→ **Supplied information**
◇ ◇ ◇ ◇

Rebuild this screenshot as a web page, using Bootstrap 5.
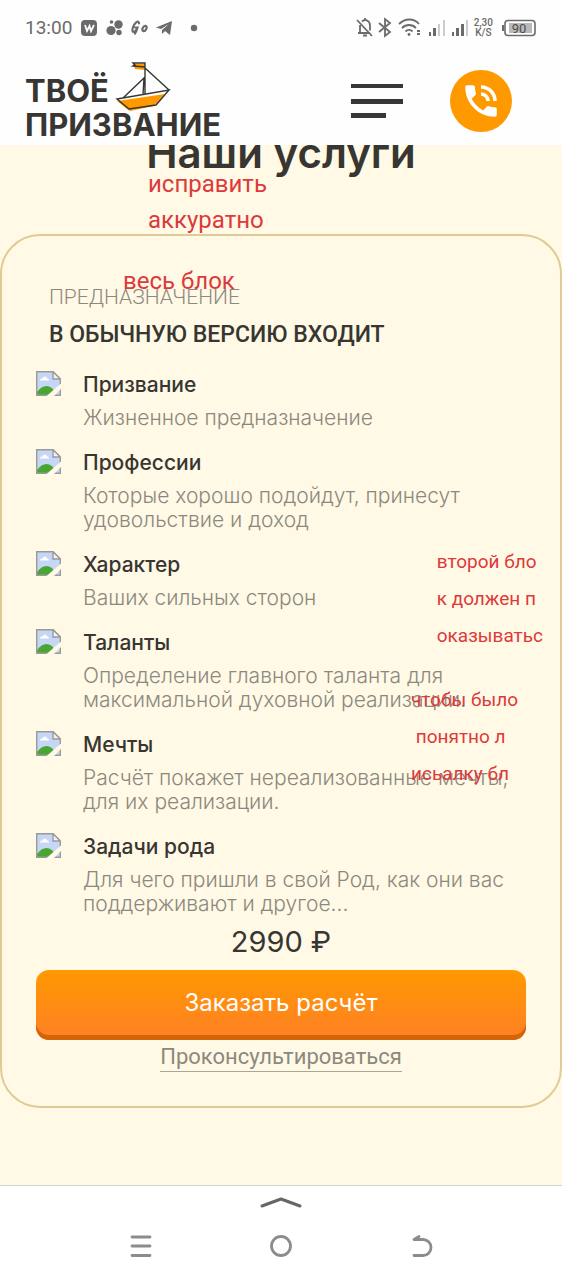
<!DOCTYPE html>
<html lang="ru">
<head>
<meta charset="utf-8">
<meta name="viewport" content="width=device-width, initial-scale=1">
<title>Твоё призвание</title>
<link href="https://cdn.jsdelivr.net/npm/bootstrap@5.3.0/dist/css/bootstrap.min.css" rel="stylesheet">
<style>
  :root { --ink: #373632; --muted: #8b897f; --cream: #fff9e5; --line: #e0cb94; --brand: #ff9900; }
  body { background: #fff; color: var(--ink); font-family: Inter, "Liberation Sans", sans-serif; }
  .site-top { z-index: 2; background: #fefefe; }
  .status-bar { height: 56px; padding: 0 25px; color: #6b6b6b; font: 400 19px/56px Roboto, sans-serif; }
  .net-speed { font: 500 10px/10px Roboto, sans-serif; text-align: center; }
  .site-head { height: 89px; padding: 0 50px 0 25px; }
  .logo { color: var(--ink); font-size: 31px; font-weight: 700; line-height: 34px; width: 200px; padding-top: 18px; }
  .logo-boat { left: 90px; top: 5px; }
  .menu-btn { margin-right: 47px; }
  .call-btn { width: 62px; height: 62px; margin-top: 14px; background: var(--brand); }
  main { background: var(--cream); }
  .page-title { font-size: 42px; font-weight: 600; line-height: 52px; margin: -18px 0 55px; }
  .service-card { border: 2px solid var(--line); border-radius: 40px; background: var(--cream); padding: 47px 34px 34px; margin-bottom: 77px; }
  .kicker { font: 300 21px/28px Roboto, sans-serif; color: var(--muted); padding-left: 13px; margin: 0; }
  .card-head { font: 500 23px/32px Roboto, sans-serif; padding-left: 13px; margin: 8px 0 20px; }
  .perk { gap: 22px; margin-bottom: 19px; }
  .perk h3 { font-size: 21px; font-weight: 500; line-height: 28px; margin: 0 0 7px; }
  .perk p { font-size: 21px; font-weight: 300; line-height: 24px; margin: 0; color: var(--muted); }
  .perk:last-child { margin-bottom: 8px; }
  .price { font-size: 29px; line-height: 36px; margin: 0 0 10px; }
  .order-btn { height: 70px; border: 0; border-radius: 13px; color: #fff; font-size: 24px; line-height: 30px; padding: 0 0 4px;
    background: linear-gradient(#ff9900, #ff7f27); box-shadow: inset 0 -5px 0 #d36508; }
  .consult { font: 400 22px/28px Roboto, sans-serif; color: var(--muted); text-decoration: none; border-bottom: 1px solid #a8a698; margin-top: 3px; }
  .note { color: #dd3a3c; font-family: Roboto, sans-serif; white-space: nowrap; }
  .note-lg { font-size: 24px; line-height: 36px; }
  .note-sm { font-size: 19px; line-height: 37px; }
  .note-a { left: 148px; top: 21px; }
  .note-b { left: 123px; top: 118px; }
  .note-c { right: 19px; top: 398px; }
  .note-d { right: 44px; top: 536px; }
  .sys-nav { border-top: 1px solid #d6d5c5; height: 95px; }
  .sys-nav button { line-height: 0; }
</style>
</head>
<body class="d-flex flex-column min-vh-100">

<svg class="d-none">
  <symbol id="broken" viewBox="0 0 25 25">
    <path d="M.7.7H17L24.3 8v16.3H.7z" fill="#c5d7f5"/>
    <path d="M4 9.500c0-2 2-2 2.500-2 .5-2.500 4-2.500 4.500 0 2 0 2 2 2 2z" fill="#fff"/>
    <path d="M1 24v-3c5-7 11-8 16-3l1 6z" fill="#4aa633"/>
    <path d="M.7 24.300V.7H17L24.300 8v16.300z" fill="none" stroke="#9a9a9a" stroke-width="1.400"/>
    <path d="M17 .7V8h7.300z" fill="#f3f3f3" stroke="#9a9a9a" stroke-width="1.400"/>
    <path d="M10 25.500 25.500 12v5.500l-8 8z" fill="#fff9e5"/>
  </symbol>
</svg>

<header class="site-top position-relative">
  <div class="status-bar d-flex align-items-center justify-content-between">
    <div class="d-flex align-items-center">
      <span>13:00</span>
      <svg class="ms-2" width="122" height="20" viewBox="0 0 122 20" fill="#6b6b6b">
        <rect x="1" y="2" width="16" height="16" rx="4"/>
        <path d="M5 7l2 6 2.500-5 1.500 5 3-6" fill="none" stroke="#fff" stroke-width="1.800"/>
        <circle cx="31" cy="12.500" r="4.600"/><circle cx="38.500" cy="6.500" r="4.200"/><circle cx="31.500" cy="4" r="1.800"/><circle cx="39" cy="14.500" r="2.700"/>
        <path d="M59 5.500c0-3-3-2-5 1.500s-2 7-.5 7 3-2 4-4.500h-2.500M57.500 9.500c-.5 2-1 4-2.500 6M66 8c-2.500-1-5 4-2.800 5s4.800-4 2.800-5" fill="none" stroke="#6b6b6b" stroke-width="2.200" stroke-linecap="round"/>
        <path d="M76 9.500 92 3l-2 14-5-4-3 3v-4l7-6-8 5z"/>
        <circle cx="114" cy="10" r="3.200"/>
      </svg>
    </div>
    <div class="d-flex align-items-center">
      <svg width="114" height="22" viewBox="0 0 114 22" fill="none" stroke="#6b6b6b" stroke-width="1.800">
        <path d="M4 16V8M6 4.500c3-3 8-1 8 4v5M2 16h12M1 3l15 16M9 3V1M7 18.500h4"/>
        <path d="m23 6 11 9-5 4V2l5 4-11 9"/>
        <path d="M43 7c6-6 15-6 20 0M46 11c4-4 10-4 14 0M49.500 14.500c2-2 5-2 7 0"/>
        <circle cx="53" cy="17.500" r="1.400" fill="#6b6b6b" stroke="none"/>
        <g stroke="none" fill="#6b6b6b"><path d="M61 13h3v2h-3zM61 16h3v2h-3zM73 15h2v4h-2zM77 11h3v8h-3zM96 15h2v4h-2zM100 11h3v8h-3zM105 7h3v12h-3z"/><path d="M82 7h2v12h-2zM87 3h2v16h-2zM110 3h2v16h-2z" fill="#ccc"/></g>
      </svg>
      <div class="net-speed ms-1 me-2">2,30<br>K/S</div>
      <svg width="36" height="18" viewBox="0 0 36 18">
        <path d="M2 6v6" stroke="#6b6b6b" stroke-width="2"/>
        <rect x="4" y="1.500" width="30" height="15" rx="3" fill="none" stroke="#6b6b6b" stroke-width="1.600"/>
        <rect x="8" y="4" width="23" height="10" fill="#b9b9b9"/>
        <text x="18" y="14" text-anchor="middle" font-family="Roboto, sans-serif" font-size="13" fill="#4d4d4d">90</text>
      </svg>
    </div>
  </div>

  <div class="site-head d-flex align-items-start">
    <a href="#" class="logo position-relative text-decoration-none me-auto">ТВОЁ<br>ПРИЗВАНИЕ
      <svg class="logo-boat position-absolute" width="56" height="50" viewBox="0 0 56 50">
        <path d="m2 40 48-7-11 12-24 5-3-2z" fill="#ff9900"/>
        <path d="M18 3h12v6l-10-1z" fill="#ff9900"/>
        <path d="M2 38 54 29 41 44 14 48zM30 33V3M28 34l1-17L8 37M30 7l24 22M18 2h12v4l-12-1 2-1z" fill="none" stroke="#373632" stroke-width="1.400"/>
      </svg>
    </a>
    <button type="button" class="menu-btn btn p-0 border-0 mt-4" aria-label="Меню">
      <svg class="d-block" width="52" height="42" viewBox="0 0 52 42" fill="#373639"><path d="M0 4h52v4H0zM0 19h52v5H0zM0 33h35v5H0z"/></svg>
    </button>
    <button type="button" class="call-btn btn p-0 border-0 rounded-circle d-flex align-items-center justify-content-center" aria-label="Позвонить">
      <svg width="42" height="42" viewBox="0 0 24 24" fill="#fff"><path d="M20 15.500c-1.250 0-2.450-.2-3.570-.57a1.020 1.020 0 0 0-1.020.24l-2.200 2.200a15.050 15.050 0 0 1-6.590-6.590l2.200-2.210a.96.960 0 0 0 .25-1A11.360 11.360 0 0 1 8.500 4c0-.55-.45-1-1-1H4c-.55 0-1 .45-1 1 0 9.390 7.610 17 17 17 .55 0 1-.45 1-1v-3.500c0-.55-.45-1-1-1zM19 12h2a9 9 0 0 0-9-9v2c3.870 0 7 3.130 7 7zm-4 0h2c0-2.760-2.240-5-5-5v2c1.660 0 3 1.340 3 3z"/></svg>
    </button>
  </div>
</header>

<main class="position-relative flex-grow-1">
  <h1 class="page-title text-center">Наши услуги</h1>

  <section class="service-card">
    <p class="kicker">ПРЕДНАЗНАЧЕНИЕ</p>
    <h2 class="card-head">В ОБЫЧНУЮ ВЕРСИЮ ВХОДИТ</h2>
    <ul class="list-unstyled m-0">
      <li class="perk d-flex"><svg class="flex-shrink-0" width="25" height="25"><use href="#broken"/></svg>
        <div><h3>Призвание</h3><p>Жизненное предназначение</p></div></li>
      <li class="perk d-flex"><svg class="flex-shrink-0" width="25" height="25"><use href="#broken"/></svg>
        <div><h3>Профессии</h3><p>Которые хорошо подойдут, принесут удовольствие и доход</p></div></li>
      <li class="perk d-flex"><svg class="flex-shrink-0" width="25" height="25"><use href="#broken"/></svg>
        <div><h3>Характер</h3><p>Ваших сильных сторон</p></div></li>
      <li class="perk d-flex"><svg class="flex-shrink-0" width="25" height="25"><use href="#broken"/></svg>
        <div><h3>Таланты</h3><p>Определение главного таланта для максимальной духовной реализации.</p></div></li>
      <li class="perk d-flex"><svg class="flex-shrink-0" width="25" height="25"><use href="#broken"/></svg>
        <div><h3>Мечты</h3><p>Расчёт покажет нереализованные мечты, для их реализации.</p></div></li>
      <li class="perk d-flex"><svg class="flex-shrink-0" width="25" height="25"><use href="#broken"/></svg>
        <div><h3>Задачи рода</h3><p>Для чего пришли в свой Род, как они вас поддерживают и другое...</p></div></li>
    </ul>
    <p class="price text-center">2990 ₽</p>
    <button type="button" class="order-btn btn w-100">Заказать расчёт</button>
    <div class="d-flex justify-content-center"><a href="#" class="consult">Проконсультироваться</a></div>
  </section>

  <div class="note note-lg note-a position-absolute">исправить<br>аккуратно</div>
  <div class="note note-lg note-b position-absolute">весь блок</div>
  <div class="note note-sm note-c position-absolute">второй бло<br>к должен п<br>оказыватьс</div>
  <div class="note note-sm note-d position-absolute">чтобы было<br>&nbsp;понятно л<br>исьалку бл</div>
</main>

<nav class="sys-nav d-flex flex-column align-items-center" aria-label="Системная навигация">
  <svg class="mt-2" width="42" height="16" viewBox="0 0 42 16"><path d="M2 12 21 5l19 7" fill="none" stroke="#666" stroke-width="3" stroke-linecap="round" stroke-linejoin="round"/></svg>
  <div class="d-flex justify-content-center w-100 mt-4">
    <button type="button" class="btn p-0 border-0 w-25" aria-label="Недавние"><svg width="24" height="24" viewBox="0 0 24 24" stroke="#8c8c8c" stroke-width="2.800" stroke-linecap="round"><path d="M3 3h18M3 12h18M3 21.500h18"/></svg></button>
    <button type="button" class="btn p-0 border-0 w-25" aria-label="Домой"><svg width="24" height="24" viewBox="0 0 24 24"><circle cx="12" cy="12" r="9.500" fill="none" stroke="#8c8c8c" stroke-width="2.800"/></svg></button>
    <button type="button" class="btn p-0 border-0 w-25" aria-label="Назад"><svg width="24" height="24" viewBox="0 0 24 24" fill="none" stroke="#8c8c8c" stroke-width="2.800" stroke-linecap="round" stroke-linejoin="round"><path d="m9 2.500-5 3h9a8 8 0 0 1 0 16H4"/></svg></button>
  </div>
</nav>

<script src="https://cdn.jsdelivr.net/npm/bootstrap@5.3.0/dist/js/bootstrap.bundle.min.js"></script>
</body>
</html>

◇ ◇ ◇ ◇

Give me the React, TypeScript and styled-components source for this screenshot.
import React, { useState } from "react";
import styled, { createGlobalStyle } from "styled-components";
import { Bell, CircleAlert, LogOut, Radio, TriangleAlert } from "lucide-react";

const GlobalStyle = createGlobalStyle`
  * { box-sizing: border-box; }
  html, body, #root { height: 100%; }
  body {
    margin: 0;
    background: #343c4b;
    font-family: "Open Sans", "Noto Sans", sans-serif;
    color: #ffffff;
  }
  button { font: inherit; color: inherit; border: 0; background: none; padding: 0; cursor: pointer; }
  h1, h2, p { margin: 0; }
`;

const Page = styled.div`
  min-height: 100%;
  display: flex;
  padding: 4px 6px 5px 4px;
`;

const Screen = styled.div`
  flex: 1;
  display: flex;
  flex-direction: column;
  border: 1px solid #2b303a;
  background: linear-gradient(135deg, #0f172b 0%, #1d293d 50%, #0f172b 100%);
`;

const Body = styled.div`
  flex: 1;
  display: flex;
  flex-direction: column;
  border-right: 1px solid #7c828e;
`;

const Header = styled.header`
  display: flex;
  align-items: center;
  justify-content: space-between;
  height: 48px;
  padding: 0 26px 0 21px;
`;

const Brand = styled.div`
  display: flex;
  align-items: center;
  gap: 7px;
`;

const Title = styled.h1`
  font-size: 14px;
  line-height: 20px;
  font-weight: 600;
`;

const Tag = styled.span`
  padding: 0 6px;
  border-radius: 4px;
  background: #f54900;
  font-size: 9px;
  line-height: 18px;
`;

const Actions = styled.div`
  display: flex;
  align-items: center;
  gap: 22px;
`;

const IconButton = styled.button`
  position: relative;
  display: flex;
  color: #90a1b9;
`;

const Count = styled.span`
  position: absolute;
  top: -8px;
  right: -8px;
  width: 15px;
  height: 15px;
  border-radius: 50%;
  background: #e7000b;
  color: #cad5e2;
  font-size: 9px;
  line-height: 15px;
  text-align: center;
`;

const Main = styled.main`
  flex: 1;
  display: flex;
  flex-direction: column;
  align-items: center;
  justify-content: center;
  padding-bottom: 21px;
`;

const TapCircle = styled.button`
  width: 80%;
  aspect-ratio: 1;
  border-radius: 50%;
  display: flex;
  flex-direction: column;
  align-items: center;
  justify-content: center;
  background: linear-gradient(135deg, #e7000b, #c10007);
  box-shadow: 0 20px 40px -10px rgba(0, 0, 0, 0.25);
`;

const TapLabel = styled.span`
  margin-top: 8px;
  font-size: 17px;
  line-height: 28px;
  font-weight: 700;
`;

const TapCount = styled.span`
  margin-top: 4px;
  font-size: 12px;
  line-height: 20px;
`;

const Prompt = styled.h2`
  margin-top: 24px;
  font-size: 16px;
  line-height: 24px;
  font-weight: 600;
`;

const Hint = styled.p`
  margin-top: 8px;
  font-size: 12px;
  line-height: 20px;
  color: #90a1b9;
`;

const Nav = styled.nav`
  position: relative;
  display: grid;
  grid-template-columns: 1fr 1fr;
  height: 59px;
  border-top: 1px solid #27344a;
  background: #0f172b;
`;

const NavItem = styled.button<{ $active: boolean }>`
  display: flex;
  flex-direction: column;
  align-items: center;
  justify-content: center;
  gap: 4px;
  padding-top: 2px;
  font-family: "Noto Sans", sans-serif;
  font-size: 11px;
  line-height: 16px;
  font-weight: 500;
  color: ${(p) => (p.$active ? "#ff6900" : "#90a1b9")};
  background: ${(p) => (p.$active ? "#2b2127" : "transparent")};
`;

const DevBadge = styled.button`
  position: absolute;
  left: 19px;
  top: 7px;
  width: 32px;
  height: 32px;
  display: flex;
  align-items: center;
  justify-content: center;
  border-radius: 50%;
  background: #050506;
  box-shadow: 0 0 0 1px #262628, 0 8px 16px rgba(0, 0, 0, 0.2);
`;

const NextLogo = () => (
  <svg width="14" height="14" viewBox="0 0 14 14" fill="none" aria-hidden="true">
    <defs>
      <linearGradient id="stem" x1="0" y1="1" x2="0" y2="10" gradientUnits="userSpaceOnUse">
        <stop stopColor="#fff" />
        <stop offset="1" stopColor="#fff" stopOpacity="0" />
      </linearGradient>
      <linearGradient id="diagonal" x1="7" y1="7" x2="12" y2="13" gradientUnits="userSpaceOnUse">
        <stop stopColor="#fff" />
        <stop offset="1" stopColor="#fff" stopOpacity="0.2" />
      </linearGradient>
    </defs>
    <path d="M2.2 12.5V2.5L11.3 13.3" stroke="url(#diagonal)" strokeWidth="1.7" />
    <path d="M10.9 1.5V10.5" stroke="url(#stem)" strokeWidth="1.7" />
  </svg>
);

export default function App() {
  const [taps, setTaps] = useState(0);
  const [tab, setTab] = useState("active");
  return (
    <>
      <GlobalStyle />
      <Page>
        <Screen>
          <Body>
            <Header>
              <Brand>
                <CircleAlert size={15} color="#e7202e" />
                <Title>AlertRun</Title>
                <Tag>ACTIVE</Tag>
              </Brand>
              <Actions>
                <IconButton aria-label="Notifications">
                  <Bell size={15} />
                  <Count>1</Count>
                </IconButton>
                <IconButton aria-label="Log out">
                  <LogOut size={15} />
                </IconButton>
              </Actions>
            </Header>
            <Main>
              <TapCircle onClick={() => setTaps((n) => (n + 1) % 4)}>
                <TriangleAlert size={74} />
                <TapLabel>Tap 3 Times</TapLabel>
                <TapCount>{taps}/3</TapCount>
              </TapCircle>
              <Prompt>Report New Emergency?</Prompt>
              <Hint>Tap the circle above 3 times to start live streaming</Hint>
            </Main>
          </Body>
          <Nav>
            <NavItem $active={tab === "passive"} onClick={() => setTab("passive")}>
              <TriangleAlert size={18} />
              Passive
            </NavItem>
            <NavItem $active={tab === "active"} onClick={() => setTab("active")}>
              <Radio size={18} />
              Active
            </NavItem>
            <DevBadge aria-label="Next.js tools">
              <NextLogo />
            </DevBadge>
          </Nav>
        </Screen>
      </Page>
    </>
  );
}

◇ ◇ ◇ ◇

→ **Your objective**
Transcribe the lines beginning at the one that contains "Give me the" and ending at the one that contains "LogOut, Radio, TriangleAlert", with nothing added or left out.

→ **Task output**
Give me the React, TypeScript and styled-components source for this screenshot.
import React, { useState } from "react";
import styled, { createGlobalStyle } from "styled-components";
import { Bell, CircleAlert, LogOut, Radio, TriangleAlert } from "lucide-react";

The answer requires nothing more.